STATED TASK => Please quote exactly the opening lines of the data, from the first line to the one where "string; temp: string;" appears.

┄┄┄┄┄┄┄┄┄┄

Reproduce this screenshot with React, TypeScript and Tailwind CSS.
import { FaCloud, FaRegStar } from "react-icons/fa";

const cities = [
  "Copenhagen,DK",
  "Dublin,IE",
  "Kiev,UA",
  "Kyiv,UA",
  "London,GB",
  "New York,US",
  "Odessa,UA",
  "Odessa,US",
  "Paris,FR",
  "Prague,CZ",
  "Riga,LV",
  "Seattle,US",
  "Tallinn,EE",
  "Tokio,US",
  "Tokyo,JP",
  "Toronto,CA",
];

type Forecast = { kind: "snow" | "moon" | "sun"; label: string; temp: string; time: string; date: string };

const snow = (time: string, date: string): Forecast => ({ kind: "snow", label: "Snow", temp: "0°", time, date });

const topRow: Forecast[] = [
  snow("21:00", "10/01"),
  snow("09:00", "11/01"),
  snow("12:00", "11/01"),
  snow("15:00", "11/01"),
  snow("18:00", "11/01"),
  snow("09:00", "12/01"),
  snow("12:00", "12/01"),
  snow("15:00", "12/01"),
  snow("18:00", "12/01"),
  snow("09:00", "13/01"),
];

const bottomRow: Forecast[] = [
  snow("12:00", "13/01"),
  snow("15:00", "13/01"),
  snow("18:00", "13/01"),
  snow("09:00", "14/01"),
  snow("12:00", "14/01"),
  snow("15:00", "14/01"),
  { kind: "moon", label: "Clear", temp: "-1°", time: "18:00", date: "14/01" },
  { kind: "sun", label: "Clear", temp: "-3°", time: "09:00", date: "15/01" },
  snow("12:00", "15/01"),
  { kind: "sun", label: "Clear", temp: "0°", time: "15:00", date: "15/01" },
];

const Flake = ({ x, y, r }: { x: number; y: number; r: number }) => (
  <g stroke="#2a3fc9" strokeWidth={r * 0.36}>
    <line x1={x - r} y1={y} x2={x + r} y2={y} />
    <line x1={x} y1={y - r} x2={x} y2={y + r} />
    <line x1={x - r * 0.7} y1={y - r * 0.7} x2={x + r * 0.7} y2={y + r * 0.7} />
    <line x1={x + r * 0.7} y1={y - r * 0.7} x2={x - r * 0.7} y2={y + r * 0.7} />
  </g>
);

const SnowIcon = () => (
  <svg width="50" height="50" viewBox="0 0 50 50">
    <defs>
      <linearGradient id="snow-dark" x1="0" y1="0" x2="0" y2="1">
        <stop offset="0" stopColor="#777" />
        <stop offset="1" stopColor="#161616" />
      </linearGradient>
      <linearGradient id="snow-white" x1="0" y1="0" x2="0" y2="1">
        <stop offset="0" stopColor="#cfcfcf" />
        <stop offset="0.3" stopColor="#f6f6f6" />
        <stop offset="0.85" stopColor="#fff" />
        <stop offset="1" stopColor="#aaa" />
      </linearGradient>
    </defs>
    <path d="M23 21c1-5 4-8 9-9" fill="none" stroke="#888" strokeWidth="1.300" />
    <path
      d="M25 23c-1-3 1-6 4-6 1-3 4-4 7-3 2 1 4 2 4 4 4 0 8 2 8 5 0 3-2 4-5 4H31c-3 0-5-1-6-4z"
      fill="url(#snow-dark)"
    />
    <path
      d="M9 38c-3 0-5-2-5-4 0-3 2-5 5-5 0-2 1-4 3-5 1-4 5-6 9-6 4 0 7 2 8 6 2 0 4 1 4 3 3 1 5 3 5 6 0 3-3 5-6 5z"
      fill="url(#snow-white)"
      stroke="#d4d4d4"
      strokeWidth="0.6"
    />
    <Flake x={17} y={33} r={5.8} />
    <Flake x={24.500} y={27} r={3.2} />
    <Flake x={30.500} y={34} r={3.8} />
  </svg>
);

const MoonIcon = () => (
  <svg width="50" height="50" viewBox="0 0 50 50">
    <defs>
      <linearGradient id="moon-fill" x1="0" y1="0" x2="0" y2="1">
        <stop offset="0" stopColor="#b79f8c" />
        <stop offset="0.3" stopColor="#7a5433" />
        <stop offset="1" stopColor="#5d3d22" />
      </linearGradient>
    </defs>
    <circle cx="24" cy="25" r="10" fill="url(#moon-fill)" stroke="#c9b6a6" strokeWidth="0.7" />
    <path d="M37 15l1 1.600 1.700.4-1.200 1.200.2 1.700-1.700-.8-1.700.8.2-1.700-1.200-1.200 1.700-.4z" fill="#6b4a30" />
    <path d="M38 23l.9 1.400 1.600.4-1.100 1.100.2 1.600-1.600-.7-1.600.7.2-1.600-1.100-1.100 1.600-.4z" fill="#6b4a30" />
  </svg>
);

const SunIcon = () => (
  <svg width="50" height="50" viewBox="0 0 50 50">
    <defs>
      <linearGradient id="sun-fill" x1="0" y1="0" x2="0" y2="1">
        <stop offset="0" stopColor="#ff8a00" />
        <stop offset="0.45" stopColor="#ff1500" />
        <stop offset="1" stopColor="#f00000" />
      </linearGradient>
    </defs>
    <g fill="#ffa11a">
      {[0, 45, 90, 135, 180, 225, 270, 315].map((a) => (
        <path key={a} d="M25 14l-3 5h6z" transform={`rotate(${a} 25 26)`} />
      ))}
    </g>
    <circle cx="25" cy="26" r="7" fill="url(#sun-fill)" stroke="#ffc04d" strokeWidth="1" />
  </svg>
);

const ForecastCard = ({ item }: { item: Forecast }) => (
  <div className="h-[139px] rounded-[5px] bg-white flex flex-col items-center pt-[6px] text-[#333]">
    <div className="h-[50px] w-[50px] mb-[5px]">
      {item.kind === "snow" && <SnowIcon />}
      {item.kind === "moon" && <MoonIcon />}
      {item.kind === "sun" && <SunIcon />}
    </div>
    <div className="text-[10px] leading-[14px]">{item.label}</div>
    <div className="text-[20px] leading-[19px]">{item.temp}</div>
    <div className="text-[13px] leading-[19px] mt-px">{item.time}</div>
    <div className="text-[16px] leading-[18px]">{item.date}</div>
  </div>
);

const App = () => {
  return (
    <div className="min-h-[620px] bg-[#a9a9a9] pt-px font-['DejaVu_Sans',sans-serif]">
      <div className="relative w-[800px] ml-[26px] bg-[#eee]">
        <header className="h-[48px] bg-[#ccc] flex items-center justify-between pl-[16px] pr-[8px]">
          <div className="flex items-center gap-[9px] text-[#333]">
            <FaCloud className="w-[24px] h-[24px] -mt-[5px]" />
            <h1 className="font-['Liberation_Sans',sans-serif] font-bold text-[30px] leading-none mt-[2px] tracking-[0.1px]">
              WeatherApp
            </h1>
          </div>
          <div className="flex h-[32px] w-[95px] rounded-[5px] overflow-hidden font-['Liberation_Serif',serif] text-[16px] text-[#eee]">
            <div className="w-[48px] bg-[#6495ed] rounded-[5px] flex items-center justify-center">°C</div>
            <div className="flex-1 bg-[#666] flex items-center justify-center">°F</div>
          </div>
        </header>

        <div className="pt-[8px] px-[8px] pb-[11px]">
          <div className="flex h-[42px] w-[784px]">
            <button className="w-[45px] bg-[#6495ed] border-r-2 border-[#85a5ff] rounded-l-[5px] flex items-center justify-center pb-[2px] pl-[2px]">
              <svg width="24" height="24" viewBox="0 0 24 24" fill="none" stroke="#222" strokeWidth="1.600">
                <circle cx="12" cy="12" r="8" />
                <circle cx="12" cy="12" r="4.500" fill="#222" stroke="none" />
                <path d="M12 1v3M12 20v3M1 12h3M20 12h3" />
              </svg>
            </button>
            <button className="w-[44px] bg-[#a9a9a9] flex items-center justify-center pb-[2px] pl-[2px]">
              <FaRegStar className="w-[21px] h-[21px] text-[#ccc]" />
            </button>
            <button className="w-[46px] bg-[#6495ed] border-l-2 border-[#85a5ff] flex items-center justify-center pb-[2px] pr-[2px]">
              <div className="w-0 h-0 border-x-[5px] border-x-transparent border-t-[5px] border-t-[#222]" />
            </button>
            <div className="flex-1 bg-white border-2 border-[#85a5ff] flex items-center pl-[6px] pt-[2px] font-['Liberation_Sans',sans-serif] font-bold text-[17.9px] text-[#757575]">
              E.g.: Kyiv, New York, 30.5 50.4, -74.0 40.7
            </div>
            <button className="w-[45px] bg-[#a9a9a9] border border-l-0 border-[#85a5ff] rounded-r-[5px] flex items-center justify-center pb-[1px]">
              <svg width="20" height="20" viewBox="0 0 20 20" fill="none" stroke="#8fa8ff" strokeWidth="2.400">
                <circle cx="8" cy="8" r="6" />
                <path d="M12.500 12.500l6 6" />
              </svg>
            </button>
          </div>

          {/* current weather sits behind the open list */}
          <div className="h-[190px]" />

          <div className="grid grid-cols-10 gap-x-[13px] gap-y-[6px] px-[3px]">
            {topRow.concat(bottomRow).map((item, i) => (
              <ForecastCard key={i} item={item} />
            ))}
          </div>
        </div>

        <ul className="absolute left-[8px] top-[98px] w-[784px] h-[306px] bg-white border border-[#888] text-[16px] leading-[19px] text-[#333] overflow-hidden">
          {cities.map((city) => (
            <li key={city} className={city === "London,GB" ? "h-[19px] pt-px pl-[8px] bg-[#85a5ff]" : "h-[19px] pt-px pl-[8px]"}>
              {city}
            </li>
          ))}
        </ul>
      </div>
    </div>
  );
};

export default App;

┄┄┄┄┄┄┄┄┄┄

COMPLETE RESPONSE =>
Reproduce this screenshot with React, TypeScript and Tailwind CSS.
import { FaCloud, FaRegStar } from "react-icons/fa";

const cities = [
  "Copenhagen,DK",
  "Dublin,IE",
  "Kiev,UA",
  "Kyiv,UA",
  "London,GB",
  "New York,US",
  "Odessa,UA",
  "Odessa,US",
  "Paris,FR",
  "Prague,CZ",
  "Riga,LV",
  "Seattle,US",
  "Tallinn,EE",
  "Tokio,US",
  "Tokyo,JP",
  "Toronto,CA",
];

type Forecast = { kind: "snow" | "moon" | "sun"; label: string; temp: string; time: string; date: string };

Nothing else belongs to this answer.